The experiments show that porous trailing edges effectively mitigate transonic airfoil buffet by modifying the separated boundary layer downstream of the shock. By reducing boundary-layer breathing and providing a buffer region at the shock foot, PTEs disrupt the self-sustaining mechanisms driving shock oscillations. This addresses the core challenge of extending the high-speed limit of the flight envelope by alleviating an aerodynamic instability often linked to aeroelastic issues, thereby potentially improving flight safety. Importantly, the choice of porous architecture is critical for aerodynamic performance: the lattice-based PTE1 increases boundary-layer thickness and turbulence slightly, leading to lift loss and drag increase, while the gyroid-based PTE2 achieves strong buffet damping with minimal and favorable impacts on lift and drag. These findings highlight a promising passive technology that, unlike many other buffet control methods, can simultaneously offer aeroacoustic benefits and reduced sensitivity to off-design shock positions.

This study experimentally demonstrates that porous trailing edges substantially attenuate transonic airfoil buffet, offering a path to extend the aircraft flight envelope toward higher speeds while also reducing trailing-edge noise. Two PTE designs were evaluated: both damped shock oscillations markedly, and the gyroid-based PTE2 preserved aerodynamic performance with a slight lift gain and negligible drag change, establishing design guidelines for practical implementation. The physical mechanism is attributed to transpiration-induced boundary-layer thickening, reduced boundary-layer breathing, and a buffering recirculation region stabilizing the shock–boundary-layer interaction. Future work should: (i) perform parametric studies of porous architectures and permeabilities enabled by additive manufacturing; (ii) quantify effects on buffet onset/offset boundaries across Mach number and angle of attack; (iii) integrate force balances or surface pressure measurements on non-porous regions to obtain full-airfoil loads, and/or use high-fidelity simulations incorporating porous media models; (iv) explore machine-learning-based data assimilation and causal discovery to refine understanding; and (v) extend to aeroelastic, 3D wing configurations and assess interactions with aircraft components.

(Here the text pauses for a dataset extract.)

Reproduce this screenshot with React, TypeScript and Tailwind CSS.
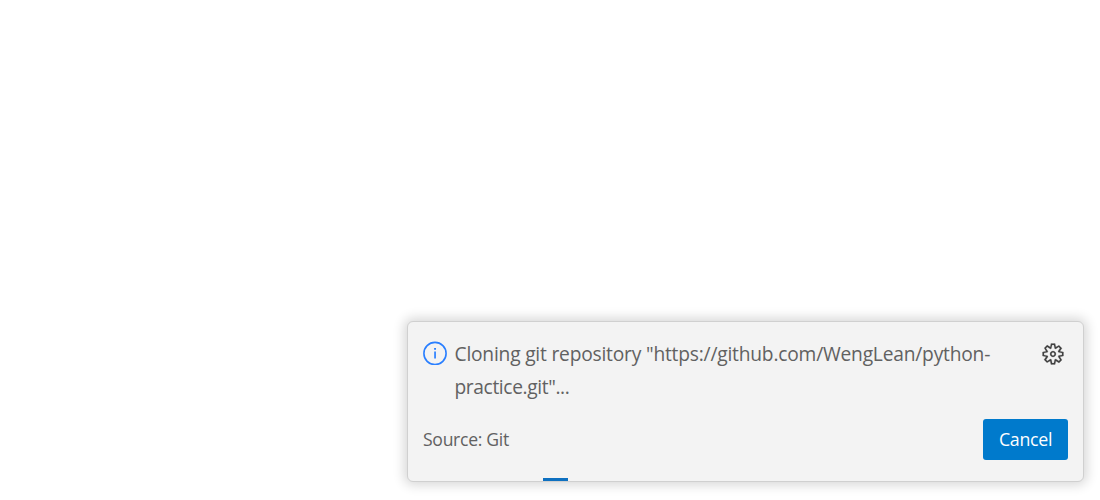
function InfoIcon() {
  return (
    <svg viewBox="0 0 24 24" className="mt-1 size-6 shrink-0 text-[#2a7fff]" fill="none" aria-hidden="true">
      <circle cx="12" cy="12.5" r="11.1" stroke="currentColor" strokeWidth="1.6" />
      <path d="M11.2 10.5h1.7v7h-1.7zM11.1 7h1.9v1.8h-1.9z" fill="currentColor" />
    </svg>
  );
}

function GearIcon() {
  return (
    <svg viewBox="0 0 16 16" className="size-6" fill="currentColor" stroke="currentColor" strokeWidth="0.12" aria-hidden="true">
      <path
        fillRule="evenodd"
        clipRule="evenodd"
        d="M9.1 4.4L8.6 2H7.4l-.5 2.4-.7.3-2-1.3-.9.8 1.3 2-.2.7-2.4.5v1.2l2.4.5.3.8-1.3 2 .8.8 2-1.3.8.3.4 2.3h1.2l.5-2.4.8-.3 2 1.3.8-.8-1.3-2 .3-.8 2.3-.4V7.4l-2.4-.5-.3-.8 1.3-2-.8-.8-2 1.3-.7-.2zM9.4 1l.5 2.4L12 2.1l2 2-1.4 2.1 2.4.4v2.8l-2.4.5L14 12l-2 2-2.1-1.4-.5 2.4H6.6l-.5-2.4L4 13.9l-2-2 1.4-2.1L1 9.4V6.6l2.4-.5L2.1 4l2-2 2.1 1.4.4-2.4h2.8zm.6 7c0 1.1-.9 2-2 2s-2-.9-2-2 .9-2 2-2 2 .9 2 2zM8 9c.6 0 1-.4 1-1s-.4-1-1-1-1 .4-1 1 .4 1 1 1z"
      />
    </svg>
  );
}

export default function App() {
  return (
    <main className="flex h-[500px] w-[1100px] items-end justify-end overflow-hidden bg-white pr-4 pb-[18px] font-['Open_Sans','Noto_Sans',sans-serif] text-[#616161]">
      <section className="flex h-[161px] w-[677px] flex-col overflow-hidden rounded-[6px] border border-[#d0d0d0] bg-[#f3f3f3] shadow-[0_0_12px_3px_rgba(0,0,0,0.16)]">
        <div className="flex items-start pt-[15px] pr-[18px] pl-[15px]">
          <InfoIcon />
          <p className="ml-[7.5px] grow text-[19.2px] leading-[33px] tracking-[-0.2px] whitespace-nowrap">
            <span className="block">Cloning git repository "https://github.com/WengLean/python-</span>
            <span className="block tracking-[-0.38px]">practice.git"...</span>
          </p>
          <button aria-label="Configure notification" className="mt-[5px] shrink-0 text-[#424242]">
            <GearIcon />
          </button>
        </div>
        <div className="mt-4 flex items-center justify-between pr-[15px] pl-[15px]">
          <span className="pb-[2px] text-[17.6px] leading-6 tracking-[-0.3px]">Source: Git</span>
          <button className="h-[41px] w-[85px] rounded-[3px] bg-[#007acc] pb-px text-[17.8px] leading-6 tracking-[-0.3px] text-white">Cancel</button>
        </div>
        <div className="mt-auto ml-[134.5px] h-[3px] w-[25.5px] shrink-0 bg-[#0e70c0]" />
      </section>
    </main>
  );
}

• Only two porous trailing edge designs were tested; maximum attainable mitigation and optimal porosity/architecture remain unknown.

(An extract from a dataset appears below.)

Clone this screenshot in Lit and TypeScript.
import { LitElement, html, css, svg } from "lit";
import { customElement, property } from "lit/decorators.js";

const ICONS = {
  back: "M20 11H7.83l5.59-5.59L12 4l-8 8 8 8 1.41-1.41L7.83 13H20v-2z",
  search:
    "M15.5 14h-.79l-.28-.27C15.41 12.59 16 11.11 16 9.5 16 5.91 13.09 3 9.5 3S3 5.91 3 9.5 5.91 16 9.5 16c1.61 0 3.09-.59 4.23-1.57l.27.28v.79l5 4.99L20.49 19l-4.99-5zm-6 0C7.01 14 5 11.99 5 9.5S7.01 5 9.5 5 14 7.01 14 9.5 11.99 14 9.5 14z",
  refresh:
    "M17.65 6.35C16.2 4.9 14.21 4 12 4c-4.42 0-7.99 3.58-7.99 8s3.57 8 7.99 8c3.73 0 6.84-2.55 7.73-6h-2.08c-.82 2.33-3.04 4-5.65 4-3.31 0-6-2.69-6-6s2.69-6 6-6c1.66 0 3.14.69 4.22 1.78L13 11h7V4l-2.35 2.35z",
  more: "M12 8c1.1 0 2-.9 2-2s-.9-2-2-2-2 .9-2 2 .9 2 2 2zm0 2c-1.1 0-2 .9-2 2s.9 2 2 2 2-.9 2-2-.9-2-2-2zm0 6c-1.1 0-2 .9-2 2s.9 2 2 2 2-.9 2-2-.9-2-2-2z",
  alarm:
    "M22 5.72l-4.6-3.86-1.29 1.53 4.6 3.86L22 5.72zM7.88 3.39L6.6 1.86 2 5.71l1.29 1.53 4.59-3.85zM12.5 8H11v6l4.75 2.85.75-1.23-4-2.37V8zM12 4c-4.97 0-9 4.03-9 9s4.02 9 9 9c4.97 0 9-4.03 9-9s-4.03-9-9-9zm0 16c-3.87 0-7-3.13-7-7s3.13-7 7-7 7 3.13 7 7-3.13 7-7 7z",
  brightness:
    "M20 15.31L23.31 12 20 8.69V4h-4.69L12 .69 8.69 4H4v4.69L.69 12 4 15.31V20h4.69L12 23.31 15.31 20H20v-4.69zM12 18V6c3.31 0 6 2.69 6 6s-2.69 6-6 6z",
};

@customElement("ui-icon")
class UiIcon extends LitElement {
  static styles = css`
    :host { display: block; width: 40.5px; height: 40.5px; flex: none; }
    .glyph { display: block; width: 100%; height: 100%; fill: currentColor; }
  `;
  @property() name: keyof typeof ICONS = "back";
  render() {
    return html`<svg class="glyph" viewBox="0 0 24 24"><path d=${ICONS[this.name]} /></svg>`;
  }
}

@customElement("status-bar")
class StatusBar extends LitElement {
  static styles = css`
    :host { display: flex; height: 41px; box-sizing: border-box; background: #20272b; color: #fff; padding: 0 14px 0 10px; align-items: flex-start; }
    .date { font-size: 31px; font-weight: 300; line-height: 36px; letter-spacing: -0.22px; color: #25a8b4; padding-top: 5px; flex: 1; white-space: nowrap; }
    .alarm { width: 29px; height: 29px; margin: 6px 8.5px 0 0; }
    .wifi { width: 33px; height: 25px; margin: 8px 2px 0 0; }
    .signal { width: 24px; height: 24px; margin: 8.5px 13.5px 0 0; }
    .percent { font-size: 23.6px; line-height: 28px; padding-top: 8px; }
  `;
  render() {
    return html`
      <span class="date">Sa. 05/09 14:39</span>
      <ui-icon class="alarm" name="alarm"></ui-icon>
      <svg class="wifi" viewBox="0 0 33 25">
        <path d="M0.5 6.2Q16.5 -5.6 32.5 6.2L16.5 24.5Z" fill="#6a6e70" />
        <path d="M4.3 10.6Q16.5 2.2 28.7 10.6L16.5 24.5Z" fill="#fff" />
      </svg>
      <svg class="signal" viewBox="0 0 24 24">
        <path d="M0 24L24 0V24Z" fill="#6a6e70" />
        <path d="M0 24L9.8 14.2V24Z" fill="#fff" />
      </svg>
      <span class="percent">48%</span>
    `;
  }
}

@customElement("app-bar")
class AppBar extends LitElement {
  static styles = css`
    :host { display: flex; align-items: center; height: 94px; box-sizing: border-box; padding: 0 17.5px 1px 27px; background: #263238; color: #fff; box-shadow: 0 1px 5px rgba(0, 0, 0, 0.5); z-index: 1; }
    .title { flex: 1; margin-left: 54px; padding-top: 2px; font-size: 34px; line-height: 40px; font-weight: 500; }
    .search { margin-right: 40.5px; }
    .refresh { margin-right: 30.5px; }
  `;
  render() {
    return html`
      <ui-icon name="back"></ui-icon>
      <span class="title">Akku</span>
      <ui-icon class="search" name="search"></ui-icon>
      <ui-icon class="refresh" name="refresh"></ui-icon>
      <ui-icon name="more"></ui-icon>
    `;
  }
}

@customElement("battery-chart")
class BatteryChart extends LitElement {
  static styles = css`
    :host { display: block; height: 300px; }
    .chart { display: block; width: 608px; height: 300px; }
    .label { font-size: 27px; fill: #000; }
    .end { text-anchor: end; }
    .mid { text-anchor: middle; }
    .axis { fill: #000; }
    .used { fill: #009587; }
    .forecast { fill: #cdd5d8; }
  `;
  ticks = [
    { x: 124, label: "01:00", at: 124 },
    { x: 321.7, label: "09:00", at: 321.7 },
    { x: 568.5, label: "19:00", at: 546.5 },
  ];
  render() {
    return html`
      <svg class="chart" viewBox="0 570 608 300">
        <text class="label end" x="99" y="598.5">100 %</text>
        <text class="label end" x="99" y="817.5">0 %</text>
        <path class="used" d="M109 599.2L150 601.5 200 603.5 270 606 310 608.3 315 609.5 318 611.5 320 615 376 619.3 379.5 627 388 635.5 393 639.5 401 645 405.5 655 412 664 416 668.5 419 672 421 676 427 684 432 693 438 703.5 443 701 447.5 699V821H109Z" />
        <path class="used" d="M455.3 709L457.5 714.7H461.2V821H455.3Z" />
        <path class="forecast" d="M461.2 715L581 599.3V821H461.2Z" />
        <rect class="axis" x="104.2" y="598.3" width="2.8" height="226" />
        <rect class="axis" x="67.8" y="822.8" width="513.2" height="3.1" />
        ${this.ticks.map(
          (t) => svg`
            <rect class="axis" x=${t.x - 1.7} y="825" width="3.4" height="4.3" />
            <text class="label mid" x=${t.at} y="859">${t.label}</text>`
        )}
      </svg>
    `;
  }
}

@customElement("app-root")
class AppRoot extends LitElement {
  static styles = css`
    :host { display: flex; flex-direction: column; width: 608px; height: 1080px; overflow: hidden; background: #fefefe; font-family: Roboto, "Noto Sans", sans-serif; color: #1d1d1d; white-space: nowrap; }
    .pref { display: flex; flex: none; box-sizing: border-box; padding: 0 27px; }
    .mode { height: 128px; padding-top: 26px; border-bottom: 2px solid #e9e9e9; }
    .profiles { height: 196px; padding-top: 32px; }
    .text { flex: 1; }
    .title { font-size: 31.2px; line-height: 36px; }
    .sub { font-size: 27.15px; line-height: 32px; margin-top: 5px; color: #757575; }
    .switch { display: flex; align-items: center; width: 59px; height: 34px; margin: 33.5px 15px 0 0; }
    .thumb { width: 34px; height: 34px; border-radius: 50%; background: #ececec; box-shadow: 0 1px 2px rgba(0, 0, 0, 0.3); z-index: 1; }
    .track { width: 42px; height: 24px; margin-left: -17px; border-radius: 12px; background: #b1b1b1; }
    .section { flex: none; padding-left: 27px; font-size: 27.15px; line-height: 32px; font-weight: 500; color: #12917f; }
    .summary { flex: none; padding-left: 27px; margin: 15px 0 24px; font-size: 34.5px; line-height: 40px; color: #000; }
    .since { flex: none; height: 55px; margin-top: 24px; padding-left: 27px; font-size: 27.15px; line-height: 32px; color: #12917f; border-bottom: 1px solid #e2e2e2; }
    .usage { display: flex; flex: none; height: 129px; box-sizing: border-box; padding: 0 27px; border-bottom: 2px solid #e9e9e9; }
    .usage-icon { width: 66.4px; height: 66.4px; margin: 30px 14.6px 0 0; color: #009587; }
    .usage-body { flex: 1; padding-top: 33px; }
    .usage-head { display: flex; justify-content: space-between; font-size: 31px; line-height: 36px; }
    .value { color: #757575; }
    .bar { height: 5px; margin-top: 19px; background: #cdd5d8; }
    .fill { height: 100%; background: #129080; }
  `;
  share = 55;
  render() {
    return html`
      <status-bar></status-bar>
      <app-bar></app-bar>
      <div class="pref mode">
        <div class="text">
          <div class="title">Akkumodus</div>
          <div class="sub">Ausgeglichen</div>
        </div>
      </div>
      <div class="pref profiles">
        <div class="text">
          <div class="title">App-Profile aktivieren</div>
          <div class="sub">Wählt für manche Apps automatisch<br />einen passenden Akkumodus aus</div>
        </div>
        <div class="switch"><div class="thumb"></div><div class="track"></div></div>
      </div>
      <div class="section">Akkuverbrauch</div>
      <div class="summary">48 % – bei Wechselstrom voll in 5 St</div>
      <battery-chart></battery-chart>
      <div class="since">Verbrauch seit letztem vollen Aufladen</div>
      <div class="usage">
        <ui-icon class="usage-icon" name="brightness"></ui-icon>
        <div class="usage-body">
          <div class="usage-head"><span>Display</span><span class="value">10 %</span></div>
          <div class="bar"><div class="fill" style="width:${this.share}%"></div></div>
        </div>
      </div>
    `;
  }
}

• Experiments used a rigid, 2D airfoil model; aeroelastic coupling and 3D wing effects (sweep, tip, nacelle, fuselage interactions) were not included.
• Aerodynamic performance (lift/drag) was inferred from partial surface pressure reconstructions due to limited optical access; no direct force balance was available, and pressure taps could not be embedded in porous sections.
• Measurements covered specific transonic conditions with a fixed angle of attack; broader off-design behavior and buffet onset/offset shifts were not mapped.
• Short run durations (order of seconds) limited the number of cycles captured; while sufficient for dominant statistics, very low-frequency phenomena were not assessed.
• Reconstruction relies on assumptions (e.g., ideal gas, isentropic regions upstream/downstream of the shock) and spatial interpolation between BOS and PIV grids.